Challenge: In your copy, include every line of the listing below exactly but none of the pictures.

Raw data:

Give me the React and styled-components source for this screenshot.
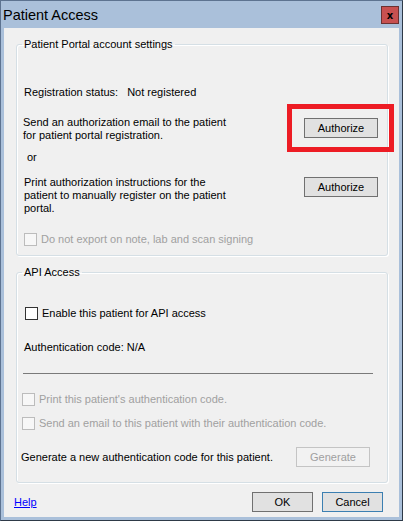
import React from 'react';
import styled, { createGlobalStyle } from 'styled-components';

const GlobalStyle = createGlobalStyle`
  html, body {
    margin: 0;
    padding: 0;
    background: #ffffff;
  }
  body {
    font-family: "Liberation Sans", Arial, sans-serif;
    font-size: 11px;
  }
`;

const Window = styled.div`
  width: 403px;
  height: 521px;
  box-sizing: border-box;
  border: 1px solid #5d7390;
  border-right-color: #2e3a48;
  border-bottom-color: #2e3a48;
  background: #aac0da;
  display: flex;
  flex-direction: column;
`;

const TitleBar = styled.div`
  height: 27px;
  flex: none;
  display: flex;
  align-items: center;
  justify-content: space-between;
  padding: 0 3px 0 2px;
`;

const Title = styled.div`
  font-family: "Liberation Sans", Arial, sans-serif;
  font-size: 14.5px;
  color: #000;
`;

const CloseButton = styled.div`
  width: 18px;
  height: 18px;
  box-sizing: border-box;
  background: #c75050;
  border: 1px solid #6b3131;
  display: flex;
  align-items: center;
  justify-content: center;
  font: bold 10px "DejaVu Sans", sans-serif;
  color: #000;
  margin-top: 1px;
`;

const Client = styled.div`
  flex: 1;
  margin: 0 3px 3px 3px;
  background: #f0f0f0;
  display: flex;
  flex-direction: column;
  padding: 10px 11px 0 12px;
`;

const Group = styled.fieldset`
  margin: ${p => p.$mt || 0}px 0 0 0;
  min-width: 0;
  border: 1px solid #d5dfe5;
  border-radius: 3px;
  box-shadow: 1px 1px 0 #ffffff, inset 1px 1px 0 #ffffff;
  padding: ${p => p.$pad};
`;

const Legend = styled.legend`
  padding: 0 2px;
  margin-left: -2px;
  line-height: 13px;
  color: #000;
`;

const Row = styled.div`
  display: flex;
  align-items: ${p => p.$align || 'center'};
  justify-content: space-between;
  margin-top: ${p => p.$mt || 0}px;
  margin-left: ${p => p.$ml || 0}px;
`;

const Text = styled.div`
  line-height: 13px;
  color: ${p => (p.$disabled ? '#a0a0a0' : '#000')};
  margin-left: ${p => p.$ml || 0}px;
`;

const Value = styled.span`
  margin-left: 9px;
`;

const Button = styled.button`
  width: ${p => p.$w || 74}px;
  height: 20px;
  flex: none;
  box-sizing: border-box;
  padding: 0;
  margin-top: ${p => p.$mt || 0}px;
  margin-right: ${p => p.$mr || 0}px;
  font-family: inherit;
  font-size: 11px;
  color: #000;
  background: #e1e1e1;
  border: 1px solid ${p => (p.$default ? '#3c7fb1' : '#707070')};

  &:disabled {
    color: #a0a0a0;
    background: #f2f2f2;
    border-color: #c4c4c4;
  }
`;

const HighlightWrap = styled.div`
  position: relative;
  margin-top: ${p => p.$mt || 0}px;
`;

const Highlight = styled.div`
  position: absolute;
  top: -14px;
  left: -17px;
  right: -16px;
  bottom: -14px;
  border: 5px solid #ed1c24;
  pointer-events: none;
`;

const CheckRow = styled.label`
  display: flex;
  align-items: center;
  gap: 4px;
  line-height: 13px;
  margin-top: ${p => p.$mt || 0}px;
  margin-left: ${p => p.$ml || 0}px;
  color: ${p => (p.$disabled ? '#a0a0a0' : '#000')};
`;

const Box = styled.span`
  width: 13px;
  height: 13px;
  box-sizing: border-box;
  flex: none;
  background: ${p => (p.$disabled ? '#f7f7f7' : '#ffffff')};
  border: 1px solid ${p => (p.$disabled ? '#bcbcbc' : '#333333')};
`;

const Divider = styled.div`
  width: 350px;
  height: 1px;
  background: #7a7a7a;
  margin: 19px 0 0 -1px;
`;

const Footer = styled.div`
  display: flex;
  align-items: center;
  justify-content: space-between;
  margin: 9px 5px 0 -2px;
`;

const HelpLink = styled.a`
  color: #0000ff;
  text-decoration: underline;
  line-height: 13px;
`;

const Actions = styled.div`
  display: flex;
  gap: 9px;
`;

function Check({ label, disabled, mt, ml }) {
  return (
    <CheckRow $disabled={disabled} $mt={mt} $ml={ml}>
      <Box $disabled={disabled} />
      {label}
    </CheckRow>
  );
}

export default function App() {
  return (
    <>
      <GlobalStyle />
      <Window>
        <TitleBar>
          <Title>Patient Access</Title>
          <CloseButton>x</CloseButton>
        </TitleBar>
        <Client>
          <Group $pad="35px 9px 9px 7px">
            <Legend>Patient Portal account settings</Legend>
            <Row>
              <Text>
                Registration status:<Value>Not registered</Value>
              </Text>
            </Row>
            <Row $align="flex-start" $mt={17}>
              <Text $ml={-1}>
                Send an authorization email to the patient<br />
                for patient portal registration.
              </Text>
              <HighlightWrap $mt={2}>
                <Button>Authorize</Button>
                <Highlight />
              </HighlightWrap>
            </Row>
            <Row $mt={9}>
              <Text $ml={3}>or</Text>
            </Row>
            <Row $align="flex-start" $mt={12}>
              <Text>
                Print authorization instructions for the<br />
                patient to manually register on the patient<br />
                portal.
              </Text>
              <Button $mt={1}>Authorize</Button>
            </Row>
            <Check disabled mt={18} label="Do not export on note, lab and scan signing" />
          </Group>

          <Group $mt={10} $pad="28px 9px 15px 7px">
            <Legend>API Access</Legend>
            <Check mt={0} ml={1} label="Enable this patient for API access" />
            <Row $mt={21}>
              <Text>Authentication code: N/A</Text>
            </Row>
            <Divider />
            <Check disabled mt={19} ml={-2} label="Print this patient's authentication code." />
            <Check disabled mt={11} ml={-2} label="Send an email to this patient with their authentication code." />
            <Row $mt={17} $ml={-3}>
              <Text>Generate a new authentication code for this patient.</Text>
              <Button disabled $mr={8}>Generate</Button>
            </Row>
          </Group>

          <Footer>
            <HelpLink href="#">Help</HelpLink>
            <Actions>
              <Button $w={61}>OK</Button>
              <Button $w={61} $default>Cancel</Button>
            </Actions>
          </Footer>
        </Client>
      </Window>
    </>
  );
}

Result for this exercise:
Give me the React and styled-components source for this screenshot.
import React from 'react';
import styled, { createGlobalStyle } from 'styled-components';

const GlobalStyle = createGlobalStyle`
  html, body {
    margin: 0;
    padding: 0;
    background: #ffffff;
  }
  body {
    font-family: "Liberation Sans", Arial, sans-serif;
    font-size: 11px;
  }
`;

const Window = styled.div`
  width: 403px;
  height: 521px;
  box-sizing: border-box;
  border: 1px solid #5d7390;
  border-right-color: #2e3a48;
  border-bottom-color: #2e3a48;
  background: #aac0da;
  display: flex;
  flex-direction: column;
`;

const TitleBar = styled.div`
  height: 27px;
  flex: none;
  display: flex;
  align-items: center;
  justify-content: space-between;
  padding: 0 3px 0 2px;
`;

const Title = styled.div`
  font-family: "Liberation Sans", Arial, sans-serif;
  font-size: 14.5px;
  color: #000;
`;

const CloseButton = styled.div`
  width: 18px;
  height: 18px;
  box-sizing: border-box;
  background: #c75050;
  border: 1px solid #6b3131;
  display: flex;
  align-items: center;
  justify-content: center;
  font: bold 10px "DejaVu Sans", sans-serif;
  color: #000;
  margin-top: 1px;
`;

const Client = styled.div`
  flex: 1;
  margin: 0 3px 3px 3px;
  background: #f0f0f0;
  display: flex;
  flex-direction: column;
  padding: 10px 11px 0 12px;
`;

const Group = styled.fieldset`
  margin: ${p => p.$mt || 0}px 0 0 0;
  min-width: 0;
  border: 1px solid #d5dfe5;
  border-radius: 3px;
  box-shadow: 1px 1px 0 #ffffff, inset 1px 1px 0 #ffffff;
  padding: ${p => p.$pad};
`;

const Legend = styled.legend`
  padding: 0 2px;
  margin-left: -2px;
  line-height: 13px;
  color: #000;
`;

const Row = styled.div`
  display: flex;
  align-items: ${p => p.$align || 'center'};
  justify-content: space-between;
  margin-top: ${p => p.$mt || 0}px;
  margin-left: ${p => p.$ml || 0}px;
`;

const Text = styled.div`
  line-height: 13px;
  color: ${p => (p.$disabled ? '#a0a0a0' : '#000')};
  margin-left: ${p => p.$ml || 0}px;
`;

const Value = styled.span`
  margin-left: 9px;
`;

const Button = styled.button`
  width: ${p => p.$w || 74}px;
  height: 20px;
  flex: none;
  box-sizing: border-box;
  padding: 0;
  margin-top: ${p => p.$mt || 0}px;
  margin-right: ${p => p.$mr || 0}px;
  font-family: inherit;
  font-size: 11px;
  color: #000;
  background: #e1e1e1;
  border: 1px solid ${p => (p.$default ? '#3c7fb1' : '#707070')};

  &:disabled {
    color: #a0a0a0;
    background: #f2f2f2;
    border-color: #c4c4c4;
  }
`;

const HighlightWrap = styled.div`
  position: relative;
  margin-top: ${p => p.$mt || 0}px;
`;

const Highlight = styled.div`
  position: absolute;
  top: -14px;
  left: -17px;
  right: -16px;
  bottom: -14px;
  border: 5px solid #ed1c24;
  pointer-events: none;
`;

const CheckRow = styled.label`
  display: flex;
  align-items: center;
  gap: 4px;
  line-height: 13px;
  margin-top: ${p => p.$mt || 0}px;
  margin-left: ${p => p.$ml || 0}px;
  color: ${p => (p.$disabled ? '#a0a0a0' : '#000')};
`;

const Box = styled.span`
  width: 13px;
  height: 13px;
  box-sizing: border-box;
  flex: none;
  background: ${p => (p.$disabled ? '#f7f7f7' : '#ffffff')};
  border: 1px solid ${p => (p.$disabled ? '#bcbcbc' : '#333333')};
`;

const Divider = styled.div`
  width: 350px;
  height: 1px;
  background: #7a7a7a;
  margin: 19px 0 0 -1px;
`;

const Footer = styled.div`
  display: flex;
  align-items: center;
  justify-content: space-between;
  margin: 9px 5px 0 -2px;
`;

const HelpLink = styled.a`
  color: #0000ff;
  text-decoration: underline;
  line-height: 13px;
`;

const Actions = styled.div`
  display: flex;
  gap: 9px;
`;

function Check({ label, disabled, mt, ml }) {
  return (
    <CheckRow $disabled={disabled} $mt={mt} $ml={ml}>
      <Box $disabled={disabled} />
      {label}
    </CheckRow>
  );
}

export default function App() {
  return (
    <>
      <GlobalStyle />
      <Window>
        <TitleBar>
          <Title>Patient Access</Title>
          <CloseButton>x</CloseButton>
        </TitleBar>
        <Client>
          <Group $pad="35px 9px 9px 7px">
            <Legend>Patient Portal account settings</Legend>
            <Row>
              <Text>
                Registration status:<Value>Not registered</Value>
              </Text>
            </Row>
            <Row $align="flex-start" $mt={17}>
              <Text $ml={-1}>
                Send an authorization email to the patient<br />
                for patient portal registration.
              </Text>
              <HighlightWrap $mt={2}>
                <Button>Authorize</Button>
                <Highlight />
              </HighlightWrap>
            </Row>
            <Row $mt={9}>
              <Text $ml={3}>or</Text>
            </Row>
            <Row $align="flex-start" $mt={12}>
              <Text>
                Print authorization instructions for the<br />
                patient to manually register on the patient<br />
                portal.
              </Text>
              <Button $mt={1}>Authorize</Button>
            </Row>
            <Check disabled mt={18} label="Do not export on note, lab and scan signing" />
          </Group>

          <Group $mt={10} $pad="28px 9px 15px 7px">
            <Legend>API Access</Legend>
            <Check mt={0} ml={1} label="Enable this patient for API access" />
            <Row $mt={21}>
              <Text>Authentication code: N/A</Text>
            </Row>
            <Divider />
            <Check disabled mt={19} ml={-2} label="Print this patient's authentication code." />
            <Check disabled mt={11} ml={-2} label="Send an email to this patient with their authentication code." />
            <Row $mt={17} $ml={-3}>
              <Text>Generate a new authentication code for this patient.</Text>
              <Button disabled $mr={8}>Generate</Button>
            </Row>
          </Group>

          <Footer>
            <HelpLink href="#">Help</HelpLink>
            <Actions>
              <Button $w={61}>OK</Button>
              <Button $w={61} $default>Cancel</Button>
            </Actions>
          </Footer>
        </Client>
      </Window>
    </>
  );
}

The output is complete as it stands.